Code For Science And Society Inc, Portland OR

Investigators

Abstract

This project will investigate costs involved in publishing research outputs in a range of publicly accessible venues. Using a mixed research model, the project will produce insights, tools, and intervention strategies to highlight and mitigate current disparities between institutions and researchers in different research tiers and institution types. National adoption of open science practices aims to ensure all that all citizens benefit from immediate and free access to federally funded research. However, even when those digital research outputs are free for users, their publication and management are not “free.” This raises significant questions regarding who should pay for these processes and how much.

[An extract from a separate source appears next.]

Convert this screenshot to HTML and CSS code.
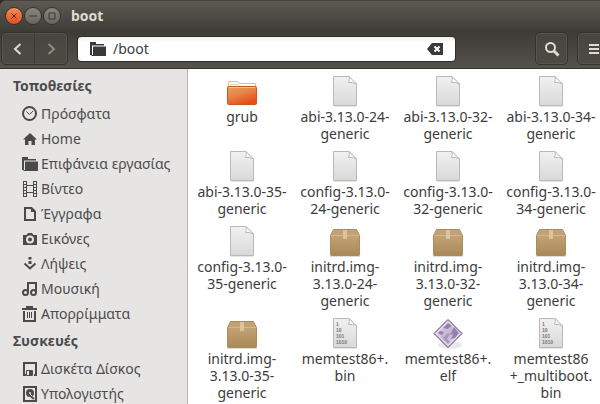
FILE: index.html
```html
<!DOCTYPE html>
<html lang="el">
<head>
    <meta charset="UTF-8">
    <meta name="viewport" content="width=device-width, initial-scale=1.0">
    <title>boot</title>
    <link rel="stylesheet" href="styles.css">
</head>
<body>

<!-- shared file icons -->
<svg class="defs" aria-hidden="true">
    <defs>
        <linearGradient id="paper" x1="0" y1="0" x2="0" y2="1">
            <stop offset="0" stop-color="#f1f1f1"/>
            <stop offset="1" stop-color="#d9d9d9"/>
        </linearGradient>
        <linearGradient id="orange" x1="0" y1="0" x2="0.5" y2="1">
            <stop offset="0" stop-color="#dca668"/>
            <stop offset="0.5" stop-color="#e98246"/>
            <stop offset="1" stop-color="#e2501c"/>
        </linearGradient>
        <linearGradient id="carton" x1="0" y1="0" x2="0" y2="1">
            <stop offset="0" stop-color="#cbaa7d"/>
            <stop offset="1" stop-color="#a98859"/>
        </linearGradient>
        <linearGradient id="gem" x1="0" y1="0" x2="1" y2="1">
            <stop offset="0" stop-color="#e6dfee"/>
            <stop offset="0.5" stop-color="#c5b8d3"/>
            <stop offset="1" stop-color="#ded9e4"/>
        </linearGradient>
    </defs>
    <symbol id="file" viewBox="0 0 32 32">
        <path d="M4.500.5h15.500l7.500 7.500v21.500h-23z" fill="url(#paper)" stroke="#b9b9b9"/>
        <path d="M5 30.500h22.500" stroke="#e4e4e4"/>
        <path d="M20 .5q1 3-.5 6 4-.8 8 1.500z" fill="#fff" stroke="#b9b9b9"/>
    </symbol>
    <symbol id="folder" viewBox="0 0 32 32">
        <path d="M2.500 12V5.500h9l1.500 2h16.500V12z" fill="#fafafa" stroke="#c4c4c4"/>
        <path d="M4 8.500h8" stroke="#e2d6c8"/>
        <rect x="1.500" y="10.500" width="29" height="18" rx="1" fill="url(#orange)" stroke="#c9581f"/>
        <path d="M3 11.500h26" stroke="#f3c091"/>
    </symbol>
    <symbol id="package" viewBox="0 0 32 32">
        <path d="M1 30h30" stroke="#ddd" stroke-width="2"/>
        <path d="M4.500 3.500h23l3 6v19q0 1-1 1h-27q-1 0-1-1v-19z" fill="url(#carton)" stroke="#ab8a5c"/>
        <path d="M5 4h22l2.500 5.500h-27z" fill="#c2a176"/>
        <path d="M2 9.500h28" stroke="#d3b78c"/>
        <path d="M14 4h4v9h-4z" fill="#dac49f"/>
    </symbol>
    <symbol id="elf" viewBox="0 0 32 32">
        <ellipse cx="18" cy="27" rx="12" ry="4" fill="#e9e9e9"/>
        <path d="M16 1.500L30 15.500 16 29.500 2 15.500z" fill="url(#gem)" stroke="#5d3f70"/>
        <path d="M16 3.500L28 15.500 16 27.500 4 15.500z" fill="none" stroke="#f2eff5"/>
        <path d="M16 5l4 3-5 3-4-1zM8 13l4 1-2 3-4-2zM22 9l5 6-4 5-4 1 2-5-3 1z" fill="#9680ae"/>
        <path d="M11 20l5-5 2 1-3 5 3 3-2 2z" fill="#a997bd"/>
    </symbol>
    <symbol id="folder-small" viewBox="0 0 16 16">
        <path d="M0 1h6v2h8v1.500H2V14H0z"/>
        <path d="M3 5.500h13V15H1.500V14H3z"/>
    </symbol>
</svg>

<div class="window">
    <header class="chrome">
        <div class="titlebar">
            <button class="win-btn close" aria-label="Κλείσιμο"><svg viewBox="0 0 16 16"><path d="M5.500 5.500l5 5m0-5l-5 5"/></svg></button>
            <button class="win-btn" aria-label="Ελαχιστοποίηση"><svg viewBox="0 0 16 16"><path d="M4 8h8"/></svg></button>
            <button class="win-btn" aria-label="Μεγιστοποίηση"><svg viewBox="0 0 16 16"><path d="M5 5h6v6H5z"/></svg></button>
            <h1>boot</h1>
        </div>
        <div class="toolbar">
            <div class="nav">
                <button aria-label="Πίσω"><svg viewBox="0 0 16 16"><path d="M10.500 3L5 8l5.500 5"/></svg></button>
                <button class="off" aria-label="Εμπρός"><svg viewBox="0 0 16 16"><path d="M5.500 3L11 8l-5.500 5"/></svg></button>
            </div>
            <div class="path">
                <label for="location" aria-label="Τοποθεσία"><svg class="icon" viewBox="0 0 16 16"><use href="#folder-small"/></svg></label>
                <input type="text" id="location" value="/boot">
                <button aria-label="Καθαρισμός">
                    <svg class="icon" viewBox="0 0 16 16"><path d="M5 2h11v12H5L0 8z"/><path d="M7.500 5.500l5 5m0-5l-5 5" stroke="#fff" stroke-width="2"/></svg>
                </button>
            </div>
            <button class="tool" aria-label="Αναζήτηση"><svg viewBox="0 0 16 16"><circle cx="6.500" cy="6.500" r="4.500"/><path d="M10 10l4.500 4.500" stroke-width="3"/></svg></button>
            <button class="tool menu" aria-label="Μενού"><svg viewBox="0 0 16 16"><path d="M3 4h10M3 8h10M3 12h10"/></svg></button>
        </div>
    </header>

    <div class="content">
        <nav class="sidebar">
            <h2>Τοποθεσίες</h2>
            <ul>
                <li><a href="#"><svg class="icon" viewBox="0 0 16 16"><circle cx="7.500" cy="7.500" r="6.500" class="line"/><path d="M4.500 5.500l3 3L11 5" class="line thin"/></svg>Πρόσφατα</a></li>
                <li><a href="#"><svg class="icon" viewBox="0 0 16 16"><path d="M8 2l7 6.500h-2V14H9.500v-4h-3v4H3V8.500H1z"/></svg>Home</a></li>
                <li><a href="#"><svg class="icon" viewBox="0 0 16 16"><use href="#folder-small"/></svg>Επιφάνεια εργασίας</a></li>
                <li><a href="#"><svg class="icon" viewBox="0 0 16 16"><path d="M1.500 0v16M4.500 0v16M11.500 0v16M14.500 0v16M5 4.500h6M5 11.500h6" class="line thin"/><path d="M3 0v16M13 0v16" class="line holes"/></svg>Βίντεο</a></li>
                <li><a href="#"><svg class="icon" viewBox="0 0 16 16"><path d="M3 2h6.500L13 5.500V14H3z" class="line"/><path d="M9 2v4h4z"/></svg>Έγγραφα</a></li>
                <li><a href="#"><svg class="icon" viewBox="0 0 16 16"><path d="M1 4h3.500L6 2h4l1.500 2H15v10H1z"/><circle cx="8" cy="8.500" r="3" fill="none" stroke="#e6e5e4" stroke-width="2"/></svg>Εικόνες</a></li>
                <li><a href="#"><svg class="icon" viewBox="0 0 16 16"><path d="M6.500 1h3v2.500h-3zM6.500 5h3v3h-3z"/><path d="M2.500 7.500L8 12.500l5.500-5" class="line"/></svg>Λήψεις</a></li>
                <li><a href="#"><svg class="icon" viewBox="0 0 16 16"><circle cx="3.500" cy="11.500" r="2.500" class="line"/><circle cx="11.500" cy="11.500" r="2.500" class="line"/><path d="M6 12V2h8v10" class="line"/></svg>Μουσική</a></li>
                <li><a href="#"><svg class="icon" viewBox="0 0 16 16"><path d="M0 3h15M4 1h7M2 5v10h11V5" class="line"/><path d="M5.500 6v6M7.500 6v6M9.500 6v6" class="line thin"/></svg>Απορρίμματα</a></li>
            </ul>
            <h2>Συσκευές</h2>
            <ul>
                <li><a href="#"><svg class="icon" viewBox="0 0 16 16"><path d="M4 14H2V2h12v12h-2" class="line"/><path d="M4.500 9.500h6v5h-6z" class="line thin"/><path d="M7 10h3v4H7z"/></svg>Δισκέτα Δίσκος</a></li>
                <li><a href="#"><svg class="icon" viewBox="0 0 16 16"><rect x="2" y="1" width="12" height="14" class="line"/><circle cx="8" cy="7" r="4"/><circle cx="8" cy="7" r="1" fill="#e6e5e4"/><path d="M8 8l4 4" stroke="#e6e5e4"/><path d="M9 10.500l3 2.500" class="line"/></svg>Υπολογιστής</a></li>
            </ul>
        </nav>
        <div class="grip"></div>
        <main>
            <ul class="files">
                <li><svg><use href="#folder"/></svg>grub</li>
                <li><svg><use href="#file"/></svg>abi-3.13.0-24-<br>generic</li>
                <li><svg><use href="#file"/></svg>abi-3.13.0-32-<br>generic</li>
                <li><svg><use href="#file"/></svg>abi-3.13.0-34-<br>generic</li>
                <li><svg><use href="#file"/></svg>abi-3.13.0-35-<br>generic</li>
                <li><svg><use href="#file"/></svg>config-3.13.0-<br>24-generic</li>
                <li><svg><use href="#file"/></svg>config-3.13.0-<br>32-generic</li>
                <li><svg><use href="#file"/></svg>config-3.13.0-<br>34-generic</li>
                <li><svg><use href="#file"/></svg>config-3.13.0-<br>35-generic</li>
                <li><svg><use href="#package"/></svg>initrd.img-<br>3.13.0-24-<br>generic</li>
                <li><svg><use href="#package"/></svg>initrd.img-<br>3.13.0-32-<br>generic</li>
                <li><svg><use href="#package"/></svg>initrd.img-<br>3.13.0-34-<br>generic</li>
                <li><svg><use href="#package"/></svg>initrd.img-<br>3.13.0-35-<br>generic</li>
                <li>
                    <svg class="binary"><use href="#file"/><text x="7" y="8">1</text><text x="7" y="14">10</text><text x="7" y="20">101</text><text x="7" y="26">1010</text></svg>
                    memtest86+.<br>bin
                </li>
                <li><svg><use href="#elf"/></svg>memtest86+.<br>elf</li>
                <li>
                    <svg class="binary"><use href="#file"/><text x="7" y="8">1</text><text x="7" y="14">10</text><text x="7" y="20">101</text><text x="7" y="26">1010</text></svg>
                    memtest86<br>+_multiboot.<br>bin
                </li>
            </ul>
        </main>
    </div>
</div>

</body>
</html>
```
FILE: styles.css
```css
* {
    box-sizing: border-box;
}
body {
    margin: 0;
    font-family: "Noto Sans", "Open Sans", sans-serif;
    font-size: 14px;
    color: #3c3c3c;
    background: #2c2b28;
}
ul {
    list-style: none;
    margin: 0;
    padding: 0;
}
button {
    padding: 0;
    border: none;
    background: none;
    display: flex;
    align-items: center;
    justify-content: center;
}
.defs {
    position: absolute;
    width: 0;
    height: 0;
}
.window {
    display: flex;
    flex-direction: column;
    height: 100vh;
    overflow: hidden;
}
.chrome {
    border-radius: 6px 0 0 0;
    background: #3c3b37;
    border-bottom: 1px solid #33322e;
}

/* title bar */
.titlebar {
    display: flex;
    align-items: center;
    gap: 1px;
    height: 31px;
    padding-left: 5px;
    border-top: 1px solid #45443e;
    border-radius: 6px 0 0 0;
    background: linear-gradient(#5c5a50, #3d3c38);
}
.win-btn svg {
    width: 18px;
    height: 18px;
    border: 1px solid #34332f;
    border-radius: 50%;
    background: linear-gradient(#8a877d, #67655d);
    fill: none;
    stroke: #3c3b37;
}
.win-btn.close svg {
    background: linear-gradient(#f58c5d, #e24f1d);
    stroke: #5a2411;
}
h1 {
    margin: 0 0 0 9px;
    font-size: 14px;
    line-height: 18px;
    color: #dfdbd2;
}

/* toolbar */
.toolbar {
    display: flex;
    align-items: center;
    gap: 9px;
    height: 37px;
    padding: 0 0 2px 1px;
    background: linear-gradient(#3c3b37, #55524a);
}
.nav,
.tool {
    height: 33px;
    border: 1px solid #33322d;
    border-radius: 5px;
    background: linear-gradient(#474640, #4d4a43);
    box-shadow: inset 0 0 0 1px #57554d;
}
.nav {
    display: flex;
    width: 67px;
}
.nav button {
    flex: 1;
}
.nav button + button {
    border-left: 1px solid #3b3a35;
}
.toolbar svg {
    width: 16px;
    height: 16px;
}
.nav svg,
.tool svg {
    fill: none;
    stroke: #dfdbd2;
    stroke-width: 2;
}
.nav .off svg {
    stroke: #8c897f;
}
.tool {
    width: 33px;
}
/* the menu button runs past the window edge */
.tool.menu {
    margin-right: -10px;
}
.path {
    flex: 1;
    display: flex;
    align-items: center;
    gap: 7px;
    height: 26px;
    margin-right: 70px;
    padding: 0 12px;
    border: 1px solid #2e2d2a;
    border-radius: 4px;
    background: linear-gradient(#eee, #fff 5px);
}
.path label {
    display: flex;
}
.path input {
    flex: 1;
    min-width: 0;
    padding: 0;
    border: none;
    outline: none;
    background: none;
    font: inherit;
    line-height: 20px;
    color: #3c3c3c;
}
.icon {
    width: 16px;
    height: 16px;
    fill: #4a4a4a;
}
.path .icon {
    fill: #3a3a38;
}

/* places */
.content {
    flex: 1;
    display: flex;
    min-height: 0;
}
.sidebar {
    width: 187px;
    flex-shrink: 0;
    padding-top: 2px;
    overflow: hidden;
    background: #e6e5e4;
}
.sidebar h2 {
    margin: 0;
    padding-left: 13px;
    font-size: 14px;
    line-height: 30px;
    color: #4c4c4c;
}
.sidebar a {
    display: flex;
    align-items: center;
    gap: 3px;
    padding-left: 22px;
    line-height: 25px;
    color: #4c4c4c;
    text-decoration: none;
    white-space: nowrap;
}
.sidebar .line {
    fill: none;
    stroke: #4a4a4a;
    stroke-width: 2;
}
.sidebar .thin {
    stroke-width: 1;
}
.sidebar .holes {
    stroke-dasharray: 1 2;
}
.grip {
    width: 1px;
    background: #b5b3b0;
}

/* files */
main {
    flex: 1;
    padding: 7px 0 0 6px;
    overflow: hidden;
    background: #fff;
}
.files {
    display: grid;
    grid-template-columns: repeat(auto-fill, 96px);
    gap: 9px 7px;
}
.files li {
    text-align: center;
    line-height: 17px;
    white-space: nowrap;
}
.files svg {
    display: block;
    width: 32px;
    height: 32px;
    margin: 0 auto;
}
.binary text {
    font: bold 5px "Liberation Sans", sans-serif;
    fill: #777;
}
```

As researchers, research offices, scholarly societies, publishers, libraries, and various data management and scholarly communication infrastructure providers actively grapple with emerging policy changes, this research will address key questions: 1) What are the costs of publishing publicly available research, and how do these differ across publication types, institution types, and disciplines; 2) What do US researchers and research institutions pay directly or indirectly (e.g., through transformative agreements) to make federally funded outputs publicly available; 3) What workflows and decision chains do researchers and their research institutions use to secure appropriate public access channels for research outputs; and 4) How do researchers and research institutions currently establish a threshold for reasonable cost for publicly available venues, and do they budget this as allowable expense? As this research is conducted, the project will especially look for differences in both thought and action across institutional types and tiers. This award reflects NSF's statutory mission and has been deemed worthy of support through evaluation using the Foundation's intellectual merit and broader impacts review criteria.